Ralph E. Gonsalves, Prime Minister of Saint Vincent and the Grenadines, also questioned why countries should be forced to borrow from those whose bad advice and reckless regulatory neglect had precipitated the crisis. The responsibility lay in the world’s unregulated financial centres, and in those who considered it their right to prescribe other peoples’ policy space. A good solution required a framework for a modern, competitive and many-sided “post-colonial” economy that was at once local, national, regional and global. To deal with the fallout, his country sought to strengthen bonds with other nations through various regional groupings.

At the same time, Heidemarie Wieczorek-Zeul, Federal Minister for Economic Cooperation and Development of Germany, pointed out that it would take an organization with the United Nations legitimacy to fully tackle the crisis. With today’s Conference, countries were strengthening the United Nations role in global economic governance and she welcomed the proposed creation of a panel of experts that included expertise from all regions.

She stressed the need for a global stimulus package that would benefit the poorest and embrace an ecological dimension. More financing was needed for development, which could be mobilized by fighting tax evasion, making greater use of instruments -- like emissions trading and “debt2health” swaps -- and having banks accept financial responsibility for the crisis. The allocation of Special Drawing Rights would provide an important foreign reserve cushion for developing countries in need.

Building on that, Reneet Kaur, Minister of State for External Affairs of India, underscored that today’s conference was the first United Nations gathering on the global financial and economic system since 1944. It was vital that the Organization’s convening power be used to hear the voice of the entire global community. At the Bretton Woods institutions, voice and quota reform needed to be accelerated. Lending by international financial institutions and multilateral development banks must also increase, and associated loan conditionalities must soften.

International financial system is falling part and financial firms are under the life support of developed nations. I am wondering how these voices will go into the ears of US politicians. Of course US won't care about the voices of these little countries accept a few big emerging countries such as China, Russia and India etc.

Climate Protection Bill

Carbon trade will give financial firms a huge potential to earn super normal rate of return in the near future while allowing the polluters continue to pollute in the western world.

According to Bloomberg, Democrats in the U.S. Congress are working on a climate- protection bill that would allow American emitters to use emerging-market and domestic offsets for potentially all of the carbon cuts required through 2025, according to New Carbon Finance. The bill, sponsored by Representatives Henry Waxman of California and Edward Markey of Massachusetts, reflects input from Richard L. Sandor, chairman and chief executive officer of Climate Exchange Plc, which owns the world’s biggest CO2 exchange in London.

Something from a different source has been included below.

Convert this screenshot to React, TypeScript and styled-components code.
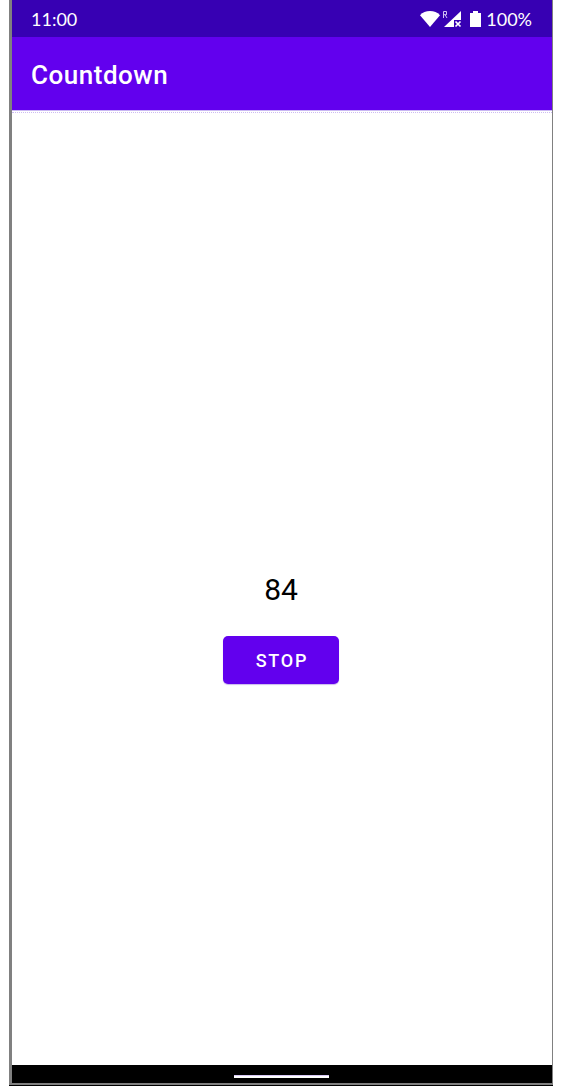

The lobby -- which includes Goldman Sachs Group Inc., Morgan Stanley, Barclays Plc, JPMorgan Chase & Co. and 168 other firms -- argues that climate change can’t be solved without a profit-driven market. The organization and its members haven’t disclosed how much they earned from trading carbon permits.

China, Mexico and Greenpeace filed complaints against the carbon trade and argues that direct government tax will be more effective in protecting the environment.

It probably should be called Climate Pollution Bill.

Over the Counter Derivative

There is an article from Chris Whalen: Over-the-Counter Derivatives: Modernizing Oversight . In the article, Chris states that OTC Banking model provides super-normal return for a few dealers in the market which acts as a heavy tax burdern for other sectors of the real economy. In the economic downturn, the risks of these huge positions undertaken by the few banks and dealers are shared by all taxpayers. The compexity and oqupue of these contracts put all others players in the market an unequal level playing field. OTC Contracts has also been used by corporate executives to make up its short term profit which is essentially fraudulent.

Chris also crtisized Obama and Geinther's recent OTC reform plan, he states:

  • Congress should subject all OTC contracts to The Commodity Exchange Act (CEA) and instruct the CFTC to begin the systematic review and rule making process to either conform OTC markets to minimum standards of disclosure, collateral and transparency, or require that the contracts be migrated onto organized, bilateral exchanges. It is time for the Congress to right the wrong done over a decade ago to Commissioner Brooksley Born and her colleagues at the CFTC. This wrong was committed in part by the Congress and in part by then-Treasury Secretary Larry Summers, then-Fed Chairman Alan Greenspan, and former Treasury Secretary Robert Rubin, among others, who all worked together to effectively block action that would have subjected OTC contracts to the full supervision of the CFTC.[6] [8]
  • The Congress should admit that it made a mistake in 2000 by blocking CFTC regulation of OTC derivatives. The Congress should take the time to document how and why Greenspan, Rubin and Summers, and others, viciously attacked the reputation and integrity of Chairman Born and other members of the CFTC, and thereby blocked CFTC regulation of OTC derivatives. The actions of Summers, Greenspan and Rubin over a decade ago to block CFTC regulation of OTC derivatives arguably created the circumstances for the collapse of AIG as well as hundreds and hundreds of billions of dollars in losses incurred by financial institutions around the world. The Congress and the people of the United States deserve to hear the explanation of Summers, Greenspan and Rubin for the actions they took and did not take in their capacity as public officials subject to congressional oversight. [7] [9]
  • I agree with the statement by Secretary Geithner last week that how and whether to combine the operations of the CFTC and the SEC is a question that needs more time and consideration than the Obama Administration has allocated for the consideration of reform for the OTC markets in 2009. I urge the Congress to move first on subjecting the OTC markets to CEA, then to take further time for hearings and fact finding to consider what other changes should occur in terms of the law and the operational structure of the SEC and CFTC.


The shadow banking system won't be gone until OTC comes under the sunshine.